> **SET EXERCISE**
Give all the lines below again, exactly, with no pictures.

— Begin DATA —

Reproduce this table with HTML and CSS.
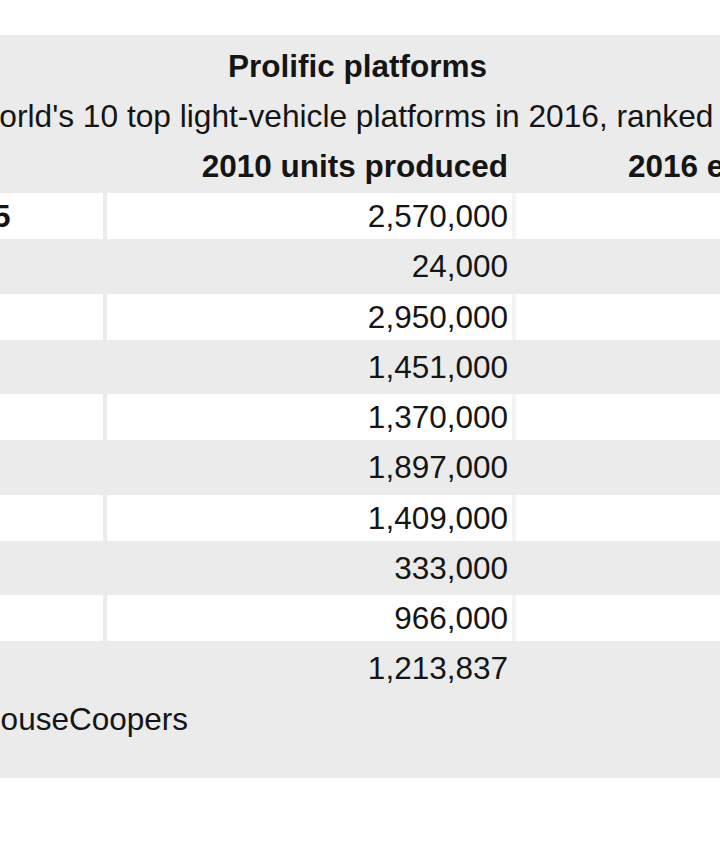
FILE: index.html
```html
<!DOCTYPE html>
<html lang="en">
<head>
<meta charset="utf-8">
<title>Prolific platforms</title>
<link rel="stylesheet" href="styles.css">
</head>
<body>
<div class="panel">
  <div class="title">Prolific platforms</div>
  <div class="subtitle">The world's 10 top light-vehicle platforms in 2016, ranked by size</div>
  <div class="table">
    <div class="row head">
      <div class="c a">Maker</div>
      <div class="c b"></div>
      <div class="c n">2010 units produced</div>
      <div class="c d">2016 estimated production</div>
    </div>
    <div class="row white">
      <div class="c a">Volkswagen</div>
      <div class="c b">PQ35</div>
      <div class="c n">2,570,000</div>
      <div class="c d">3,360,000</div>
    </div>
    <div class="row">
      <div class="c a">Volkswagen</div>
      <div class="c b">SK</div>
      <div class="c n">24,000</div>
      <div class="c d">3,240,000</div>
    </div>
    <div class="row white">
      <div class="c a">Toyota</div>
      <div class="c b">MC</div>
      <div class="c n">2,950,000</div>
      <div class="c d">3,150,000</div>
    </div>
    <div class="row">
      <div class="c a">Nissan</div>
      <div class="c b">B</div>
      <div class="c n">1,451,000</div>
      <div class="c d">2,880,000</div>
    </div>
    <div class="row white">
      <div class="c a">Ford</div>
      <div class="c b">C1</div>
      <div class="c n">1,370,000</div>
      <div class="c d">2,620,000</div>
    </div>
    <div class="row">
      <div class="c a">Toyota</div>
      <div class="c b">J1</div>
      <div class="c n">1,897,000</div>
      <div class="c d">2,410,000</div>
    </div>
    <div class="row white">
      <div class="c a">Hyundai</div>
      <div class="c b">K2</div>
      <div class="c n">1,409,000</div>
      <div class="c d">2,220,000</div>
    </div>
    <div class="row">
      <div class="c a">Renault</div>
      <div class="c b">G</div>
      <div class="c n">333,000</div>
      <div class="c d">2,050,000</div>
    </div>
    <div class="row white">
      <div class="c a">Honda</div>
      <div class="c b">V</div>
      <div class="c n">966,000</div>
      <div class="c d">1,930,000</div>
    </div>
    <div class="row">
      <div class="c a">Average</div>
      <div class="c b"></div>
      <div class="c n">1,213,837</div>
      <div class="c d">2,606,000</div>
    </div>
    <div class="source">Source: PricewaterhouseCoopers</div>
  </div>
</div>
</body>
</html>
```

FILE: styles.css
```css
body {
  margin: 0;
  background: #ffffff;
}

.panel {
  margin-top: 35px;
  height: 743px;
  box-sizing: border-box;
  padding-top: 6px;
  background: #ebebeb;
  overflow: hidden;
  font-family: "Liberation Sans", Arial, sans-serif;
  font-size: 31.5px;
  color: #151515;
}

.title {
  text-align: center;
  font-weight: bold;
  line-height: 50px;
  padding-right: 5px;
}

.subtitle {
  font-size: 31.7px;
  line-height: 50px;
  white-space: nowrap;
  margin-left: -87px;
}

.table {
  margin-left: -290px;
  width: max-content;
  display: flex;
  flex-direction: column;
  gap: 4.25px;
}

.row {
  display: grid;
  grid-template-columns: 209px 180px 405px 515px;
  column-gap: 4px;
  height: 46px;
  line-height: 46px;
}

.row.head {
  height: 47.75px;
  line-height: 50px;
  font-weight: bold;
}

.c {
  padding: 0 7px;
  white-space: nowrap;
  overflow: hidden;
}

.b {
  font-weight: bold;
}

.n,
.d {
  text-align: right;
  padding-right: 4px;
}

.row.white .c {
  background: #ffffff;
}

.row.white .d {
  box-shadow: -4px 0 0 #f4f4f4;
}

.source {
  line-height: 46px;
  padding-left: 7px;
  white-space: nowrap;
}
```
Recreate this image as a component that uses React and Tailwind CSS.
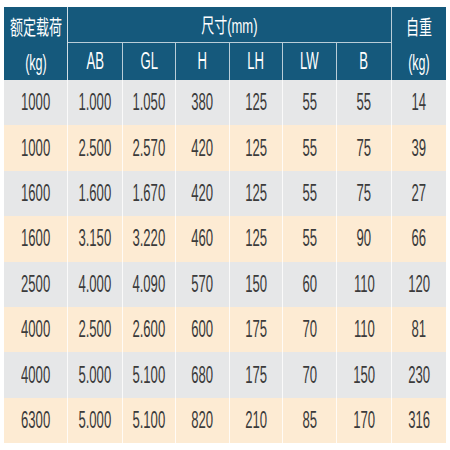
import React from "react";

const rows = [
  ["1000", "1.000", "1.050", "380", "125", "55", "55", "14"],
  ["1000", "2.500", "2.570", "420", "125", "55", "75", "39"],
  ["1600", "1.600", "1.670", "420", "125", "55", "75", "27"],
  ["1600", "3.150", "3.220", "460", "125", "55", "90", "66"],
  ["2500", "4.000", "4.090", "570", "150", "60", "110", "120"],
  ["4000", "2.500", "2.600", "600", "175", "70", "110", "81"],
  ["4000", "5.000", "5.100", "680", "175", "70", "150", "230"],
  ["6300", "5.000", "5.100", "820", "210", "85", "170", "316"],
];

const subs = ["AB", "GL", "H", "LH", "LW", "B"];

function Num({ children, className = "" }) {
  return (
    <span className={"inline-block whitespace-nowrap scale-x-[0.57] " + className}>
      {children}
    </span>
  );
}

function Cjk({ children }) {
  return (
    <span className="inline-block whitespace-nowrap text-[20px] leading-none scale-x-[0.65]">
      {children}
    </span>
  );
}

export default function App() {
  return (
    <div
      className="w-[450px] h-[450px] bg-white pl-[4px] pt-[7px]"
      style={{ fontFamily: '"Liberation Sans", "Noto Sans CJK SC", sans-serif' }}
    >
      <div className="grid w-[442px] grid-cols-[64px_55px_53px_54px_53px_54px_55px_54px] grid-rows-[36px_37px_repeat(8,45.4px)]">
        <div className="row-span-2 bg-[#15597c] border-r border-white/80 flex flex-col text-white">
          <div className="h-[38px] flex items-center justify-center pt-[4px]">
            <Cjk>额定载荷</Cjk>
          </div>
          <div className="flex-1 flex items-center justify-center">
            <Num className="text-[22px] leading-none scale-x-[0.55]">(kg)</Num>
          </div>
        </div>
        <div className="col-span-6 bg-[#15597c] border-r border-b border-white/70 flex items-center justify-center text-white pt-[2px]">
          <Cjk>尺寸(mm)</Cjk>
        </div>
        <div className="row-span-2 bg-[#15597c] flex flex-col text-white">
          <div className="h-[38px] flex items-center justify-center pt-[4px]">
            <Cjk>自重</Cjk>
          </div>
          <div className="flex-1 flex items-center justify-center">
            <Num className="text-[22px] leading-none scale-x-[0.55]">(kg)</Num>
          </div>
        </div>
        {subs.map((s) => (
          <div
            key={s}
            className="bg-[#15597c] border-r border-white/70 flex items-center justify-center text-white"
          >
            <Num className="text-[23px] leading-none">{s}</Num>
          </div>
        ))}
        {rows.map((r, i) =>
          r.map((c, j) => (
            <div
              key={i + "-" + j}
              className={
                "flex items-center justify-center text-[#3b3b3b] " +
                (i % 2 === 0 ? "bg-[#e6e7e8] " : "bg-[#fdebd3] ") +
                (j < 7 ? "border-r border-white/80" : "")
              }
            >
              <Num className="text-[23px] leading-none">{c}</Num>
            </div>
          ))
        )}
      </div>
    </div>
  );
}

— End DATA —

> **RESPONSE BELOW**
Reproduce this table with HTML and CSS.
FILE: index.html
```html
<!DOCTYPE html>
<html lang="en">
<head>
<meta charset="utf-8">
<title>Prolific platforms</title>
<link rel="stylesheet" href="styles.css">
</head>
<body>
<div class="panel">
  <div class="title">Prolific platforms</div>
  <div class="subtitle">The world's 10 top light-vehicle platforms in 2016, ranked by size</div>
  <div class="table">
    <div class="row head">
      <div class="c a">Maker</div>
      <div class="c b"></div>
      <div class="c n">2010 units produced</div>
      <div class="c d">2016 estimated production</div>
    </div>
    <div class="row white">
      <div class="c a">Volkswagen</div>
      <div class="c b">PQ35</div>
      <div class="c n">2,570,000</div>
      <div class="c d">3,360,000</div>
    </div>
    <div class="row">
      <div class="c a">Volkswagen</div>
      <div class="c b">SK</div>
      <div class="c n">24,000</div>
      <div class="c d">3,240,000</div>
    </div>
    <div class="row white">
      <div class="c a">Toyota</div>
      <div class="c b">MC</div>
      <div class="c n">2,950,000</div>
      <div class="c d">3,150,000</div>
    </div>
    <div class="row">
      <div class="c a">Nissan</div>
      <div class="c b">B</div>
      <div class="c n">1,451,000</div>
      <div class="c d">2,880,000</div>
    </div>
    <div class="row white">
      <div class="c a">Ford</div>
      <div class="c b">C1</div>
      <div class="c n">1,370,000</div>
      <div class="c d">2,620,000</div>
    </div>
    <div class="row">
      <div class="c a">Toyota</div>
      <div class="c b">J1</div>
      <div class="c n">1,897,000</div>
      <div class="c d">2,410,000</div>
    </div>
    <div class="row white">
      <div class="c a">Hyundai</div>
      <div class="c b">K2</div>
      <div class="c n">1,409,000</div>
      <div class="c d">2,220,000</div>
    </div>
    <div class="row">
      <div class="c a">Renault</div>
      <div class="c b">G</div>
      <div class="c n">333,000</div>
      <div class="c d">2,050,000</div>
    </div>
    <div class="row white">
      <div class="c a">Honda</div>
      <div class="c b">V</div>
      <div class="c n">966,000</div>
      <div class="c d">1,930,000</div>
    </div>
    <div class="row">
      <div class="c a">Average</div>
      <div class="c b"></div>
      <div class="c n">1,213,837</div>
      <div class="c d">2,606,000</div>
    </div>
    <div class="source">Source: PricewaterhouseCoopers</div>
  </div>
</div>
</body>
</html>
```

FILE: styles.css
```css
body {
  margin: 0;
  background: #ffffff;
}

.panel {
  margin-top: 35px;
  height: 743px;
  box-sizing: border-box;
  padding-top: 6px;
  background: #ebebeb;
  overflow: hidden;
  font-family: "Liberation Sans", Arial, sans-serif;
  font-size: 31.5px;
  color: #151515;
}

.title {
  text-align: center;
  font-weight: bold;
  line-height: 50px;
  padding-right: 5px;
}

.subtitle {
  font-size: 31.7px;
  line-height: 50px;
  white-space: nowrap;
  margin-left: -87px;
}

.table {
  margin-left: -290px;
  width: max-content;
  display: flex;
  flex-direction: column;
  gap: 4.25px;
}

.row {
  display: grid;
  grid-template-columns: 209px 180px 405px 515px;
  column-gap: 4px;
  height: 46px;
  line-height: 46px;
}

.row.head {
  height: 47.75px;
  line-height: 50px;
  font-weight: bold;
}

.c {
  padding: 0 7px;
  white-space: nowrap;
  overflow: hidden;
}

.b {
  font-weight: bold;
}

.n,
.d {
  text-align: right;
  padding-right: 4px;
}

.row.white .c {
  background: #ffffff;
}

.row.white .d {
  box-shadow: -4px 0 0 #f4f4f4;
}

.source {
  line-height: 46px;
  padding-left: 7px;
  white-space: nowrap;
}
```
Recreate this image as a component that uses React and Tailwind CSS.
import React from "react";

const rows = [
  ["1000", "1.000", "1.050", "380", "125", "55", "55", "14"],
  ["1000", "2.500", "2.570", "420", "125", "55", "75", "39"],
  ["1600", "1.600", "1.670", "420", "125", "55", "75", "27"],
  ["1600", "3.150", "3.220", "460", "125", "55", "90", "66"],
  ["2500", "4.000", "4.090", "570", "150", "60", "110", "120"],
  ["4000", "2.500", "2.600", "600", "175", "70", "110", "81"],
  ["4000", "5.000", "5.100", "680", "175", "70", "150", "230"],
  ["6300", "5.000", "5.100", "820", "210", "85", "170", "316"],
];

const subs = ["AB", "GL", "H", "LH", "LW", "B"];

function Num({ children, className = "" }) {
  return (
    <span className={"inline-block whitespace-nowrap scale-x-[0.57] " + className}>
      {children}
    </span>
  );
}

function Cjk({ children }) {
  return (
    <span className="inline-block whitespace-nowrap text-[20px] leading-none scale-x-[0.65]">
      {children}
    </span>
  );
}

export default function App() {
  return (
    <div
      className="w-[450px] h-[450px] bg-white pl-[4px] pt-[7px]"
      style={{ fontFamily: '"Liberation Sans", "Noto Sans CJK SC", sans-serif' }}
    >
      <div className="grid w-[442px] grid-cols-[64px_55px_53px_54px_53px_54px_55px_54px] grid-rows-[36px_37px_repeat(8,45.4px)]">
        <div className="row-span-2 bg-[#15597c] border-r border-white/80 flex flex-col text-white">
          <div className="h-[38px] flex items-center justify-center pt-[4px]">
            <Cjk>额定载荷</Cjk>
          </div>
          <div className="flex-1 flex items-center justify-center">
            <Num className="text-[22px] leading-none scale-x-[0.55]">(kg)</Num>
          </div>
        </div>
        <div className="col-span-6 bg-[#15597c] border-r border-b border-white/70 flex items-center justify-center text-white pt-[2px]">
          <Cjk>尺寸(mm)</Cjk>
        </div>
        <div className="row-span-2 bg-[#15597c] flex flex-col text-white">
          <div className="h-[38px] flex items-center justify-center pt-[4px]">
            <Cjk>自重</Cjk>
          </div>
          <div className="flex-1 flex items-center justify-center">
            <Num className="text-[22px] leading-none scale-x-[0.55]">(kg)</Num>
          </div>
        </div>
        {subs.map((s) => (
          <div
            key={s}
            className="bg-[#15597c] border-r border-white/70 flex items-center justify-center text-white"
          >
            <Num className="text-[23px] leading-none">{s}</Num>
          </div>
        ))}
        {rows.map((r, i) =>
          r.map((c, j) => (
            <div
              key={i + "-" + j}
              className={
                "flex items-center justify-center text-[#3b3b3b] " +
                (i % 2 === 0 ? "bg-[#e6e7e8] " : "bg-[#fdebd3] ") +
                (j < 7 ? "border-r border-white/80" : "")
              }
            >
              <Num className="text-[23px] leading-none">{c}</Num>
            </div>
          ))
        )}
      </div>
    </div>
  );
}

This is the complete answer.